What is needed: Pick out the lines in the listing below that contain the word "index" and copy them.

++++ Information supplied ++++

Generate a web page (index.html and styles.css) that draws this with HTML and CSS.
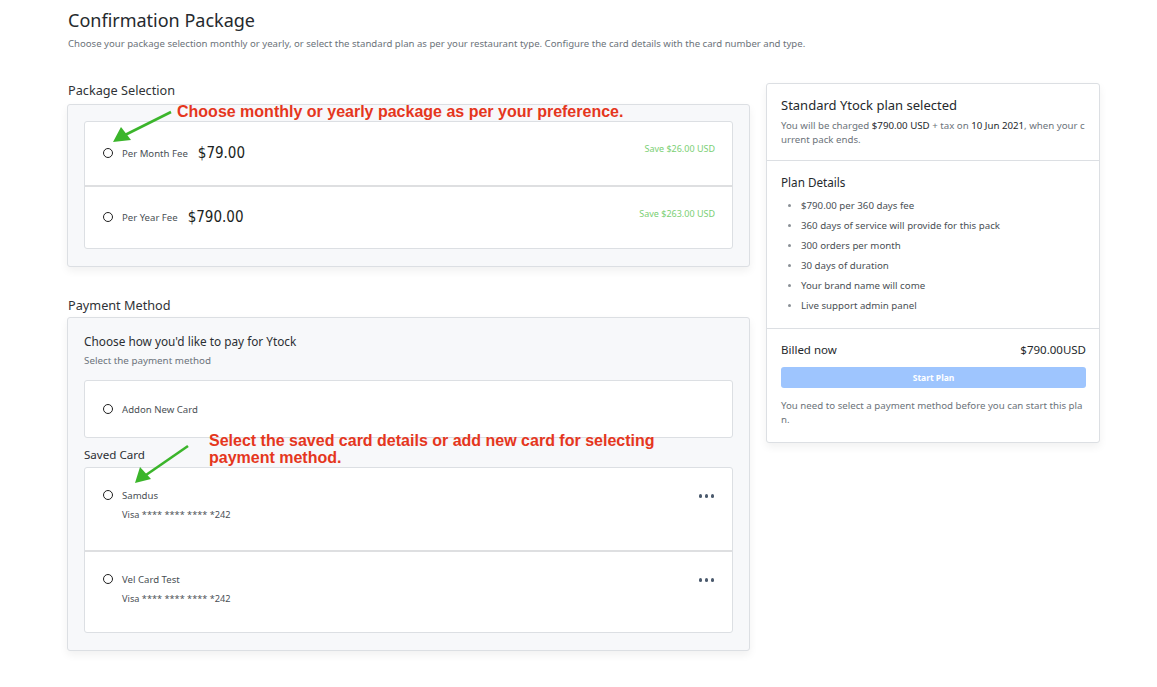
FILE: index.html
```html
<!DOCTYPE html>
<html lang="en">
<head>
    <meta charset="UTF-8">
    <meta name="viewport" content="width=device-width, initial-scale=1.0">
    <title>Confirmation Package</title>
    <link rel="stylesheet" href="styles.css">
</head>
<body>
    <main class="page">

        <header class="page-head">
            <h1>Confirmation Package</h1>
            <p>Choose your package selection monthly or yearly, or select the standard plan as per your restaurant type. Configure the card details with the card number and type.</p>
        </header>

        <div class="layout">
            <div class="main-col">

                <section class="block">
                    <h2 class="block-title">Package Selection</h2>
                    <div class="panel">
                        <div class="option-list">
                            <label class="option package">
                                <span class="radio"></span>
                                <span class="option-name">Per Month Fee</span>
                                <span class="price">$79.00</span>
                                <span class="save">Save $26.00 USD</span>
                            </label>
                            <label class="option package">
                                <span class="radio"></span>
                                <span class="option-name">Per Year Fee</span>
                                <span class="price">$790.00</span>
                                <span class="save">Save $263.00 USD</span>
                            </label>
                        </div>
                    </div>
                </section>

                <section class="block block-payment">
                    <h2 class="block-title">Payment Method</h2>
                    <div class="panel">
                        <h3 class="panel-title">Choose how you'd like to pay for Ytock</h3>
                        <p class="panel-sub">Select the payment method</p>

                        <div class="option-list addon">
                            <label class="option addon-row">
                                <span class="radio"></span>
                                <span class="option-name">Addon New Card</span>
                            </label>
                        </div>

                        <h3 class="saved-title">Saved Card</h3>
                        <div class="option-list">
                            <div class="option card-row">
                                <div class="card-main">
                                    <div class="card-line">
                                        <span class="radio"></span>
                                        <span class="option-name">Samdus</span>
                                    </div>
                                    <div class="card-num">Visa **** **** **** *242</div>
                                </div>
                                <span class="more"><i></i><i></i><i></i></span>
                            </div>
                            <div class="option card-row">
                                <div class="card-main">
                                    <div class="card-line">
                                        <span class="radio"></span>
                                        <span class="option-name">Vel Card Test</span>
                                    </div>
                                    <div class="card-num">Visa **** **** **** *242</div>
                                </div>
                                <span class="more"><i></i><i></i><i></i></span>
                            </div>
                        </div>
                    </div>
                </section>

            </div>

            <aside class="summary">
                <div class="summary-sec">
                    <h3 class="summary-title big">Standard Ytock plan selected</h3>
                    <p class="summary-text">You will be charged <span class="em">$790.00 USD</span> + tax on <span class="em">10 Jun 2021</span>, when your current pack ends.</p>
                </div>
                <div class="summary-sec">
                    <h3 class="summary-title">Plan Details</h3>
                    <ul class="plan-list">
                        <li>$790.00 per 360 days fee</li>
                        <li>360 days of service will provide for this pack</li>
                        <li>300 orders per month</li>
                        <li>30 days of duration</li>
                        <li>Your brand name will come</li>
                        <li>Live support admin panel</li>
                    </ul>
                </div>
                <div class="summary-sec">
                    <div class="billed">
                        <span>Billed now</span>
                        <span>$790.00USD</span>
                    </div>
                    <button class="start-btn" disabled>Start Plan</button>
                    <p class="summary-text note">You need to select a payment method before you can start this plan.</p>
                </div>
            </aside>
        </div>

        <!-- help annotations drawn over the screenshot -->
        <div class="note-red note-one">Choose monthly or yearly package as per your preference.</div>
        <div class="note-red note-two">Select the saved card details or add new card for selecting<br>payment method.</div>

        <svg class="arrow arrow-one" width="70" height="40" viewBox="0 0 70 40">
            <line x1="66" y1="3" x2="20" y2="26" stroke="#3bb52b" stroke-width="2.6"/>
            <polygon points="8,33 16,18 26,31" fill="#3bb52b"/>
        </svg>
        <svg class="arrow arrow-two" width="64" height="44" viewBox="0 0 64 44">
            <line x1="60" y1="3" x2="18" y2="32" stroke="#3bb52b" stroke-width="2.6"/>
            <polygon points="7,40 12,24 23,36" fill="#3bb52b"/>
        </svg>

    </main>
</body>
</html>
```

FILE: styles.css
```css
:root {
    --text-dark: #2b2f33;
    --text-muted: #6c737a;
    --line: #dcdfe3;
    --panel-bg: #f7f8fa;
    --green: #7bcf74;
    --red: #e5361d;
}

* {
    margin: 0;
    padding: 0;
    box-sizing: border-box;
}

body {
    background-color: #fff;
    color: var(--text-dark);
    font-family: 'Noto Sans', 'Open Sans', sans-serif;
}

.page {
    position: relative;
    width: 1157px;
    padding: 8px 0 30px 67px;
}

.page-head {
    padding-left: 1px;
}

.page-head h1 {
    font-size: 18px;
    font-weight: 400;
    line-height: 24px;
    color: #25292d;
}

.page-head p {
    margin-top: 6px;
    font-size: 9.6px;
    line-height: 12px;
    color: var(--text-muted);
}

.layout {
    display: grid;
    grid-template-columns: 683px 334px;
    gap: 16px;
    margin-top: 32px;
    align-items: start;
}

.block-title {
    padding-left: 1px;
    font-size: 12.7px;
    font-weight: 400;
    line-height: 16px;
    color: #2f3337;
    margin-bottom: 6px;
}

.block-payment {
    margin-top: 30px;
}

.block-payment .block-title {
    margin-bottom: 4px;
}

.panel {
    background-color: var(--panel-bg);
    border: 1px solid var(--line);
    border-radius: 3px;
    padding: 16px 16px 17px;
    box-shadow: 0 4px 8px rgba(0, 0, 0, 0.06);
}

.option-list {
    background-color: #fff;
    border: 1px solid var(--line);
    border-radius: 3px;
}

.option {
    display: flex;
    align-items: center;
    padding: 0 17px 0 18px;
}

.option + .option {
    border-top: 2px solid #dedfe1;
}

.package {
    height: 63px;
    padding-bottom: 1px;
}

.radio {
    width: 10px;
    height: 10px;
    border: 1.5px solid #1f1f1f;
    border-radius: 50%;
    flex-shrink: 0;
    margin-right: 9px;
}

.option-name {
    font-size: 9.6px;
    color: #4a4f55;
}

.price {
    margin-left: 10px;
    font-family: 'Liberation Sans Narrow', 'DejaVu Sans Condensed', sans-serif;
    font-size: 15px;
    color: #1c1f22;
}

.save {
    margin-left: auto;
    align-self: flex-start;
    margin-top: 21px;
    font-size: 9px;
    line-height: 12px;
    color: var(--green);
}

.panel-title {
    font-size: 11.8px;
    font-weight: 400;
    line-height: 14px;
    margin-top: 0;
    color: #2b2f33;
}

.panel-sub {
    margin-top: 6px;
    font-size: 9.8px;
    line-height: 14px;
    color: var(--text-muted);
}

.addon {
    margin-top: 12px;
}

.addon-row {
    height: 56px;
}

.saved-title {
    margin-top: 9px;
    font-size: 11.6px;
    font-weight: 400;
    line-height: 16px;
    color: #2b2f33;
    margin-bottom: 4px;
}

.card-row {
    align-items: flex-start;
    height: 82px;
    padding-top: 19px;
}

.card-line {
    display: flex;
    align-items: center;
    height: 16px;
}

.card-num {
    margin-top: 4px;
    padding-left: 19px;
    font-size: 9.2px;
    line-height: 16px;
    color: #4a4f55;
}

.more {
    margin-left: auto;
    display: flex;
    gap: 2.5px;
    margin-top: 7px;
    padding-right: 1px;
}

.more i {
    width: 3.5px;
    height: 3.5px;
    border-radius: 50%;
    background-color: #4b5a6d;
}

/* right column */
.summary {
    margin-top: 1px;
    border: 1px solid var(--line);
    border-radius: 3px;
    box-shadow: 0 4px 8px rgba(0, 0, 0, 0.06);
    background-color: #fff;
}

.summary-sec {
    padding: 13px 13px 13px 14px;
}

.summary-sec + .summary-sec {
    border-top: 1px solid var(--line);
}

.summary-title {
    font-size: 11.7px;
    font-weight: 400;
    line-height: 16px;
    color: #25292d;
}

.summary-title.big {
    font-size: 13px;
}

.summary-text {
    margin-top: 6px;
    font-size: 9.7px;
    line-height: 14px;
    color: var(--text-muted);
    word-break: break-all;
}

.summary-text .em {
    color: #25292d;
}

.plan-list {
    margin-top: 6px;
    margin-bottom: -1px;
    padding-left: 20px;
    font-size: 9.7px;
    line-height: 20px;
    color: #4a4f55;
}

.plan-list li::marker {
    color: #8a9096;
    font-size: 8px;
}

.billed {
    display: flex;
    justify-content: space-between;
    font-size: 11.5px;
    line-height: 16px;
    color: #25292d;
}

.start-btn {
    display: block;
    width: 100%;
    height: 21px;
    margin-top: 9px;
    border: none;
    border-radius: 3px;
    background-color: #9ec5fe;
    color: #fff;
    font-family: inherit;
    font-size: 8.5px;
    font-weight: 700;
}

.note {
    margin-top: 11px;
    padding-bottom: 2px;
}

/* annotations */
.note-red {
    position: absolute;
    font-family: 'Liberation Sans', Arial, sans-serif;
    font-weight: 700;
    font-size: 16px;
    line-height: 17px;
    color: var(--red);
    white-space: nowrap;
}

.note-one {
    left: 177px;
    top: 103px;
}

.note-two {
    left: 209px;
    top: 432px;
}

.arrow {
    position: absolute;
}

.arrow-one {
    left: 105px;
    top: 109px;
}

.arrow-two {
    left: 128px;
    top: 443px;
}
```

++++

Response to this task:
Generate a web page (index.html and styles.css) that draws this with HTML and CSS.
FILE: index.html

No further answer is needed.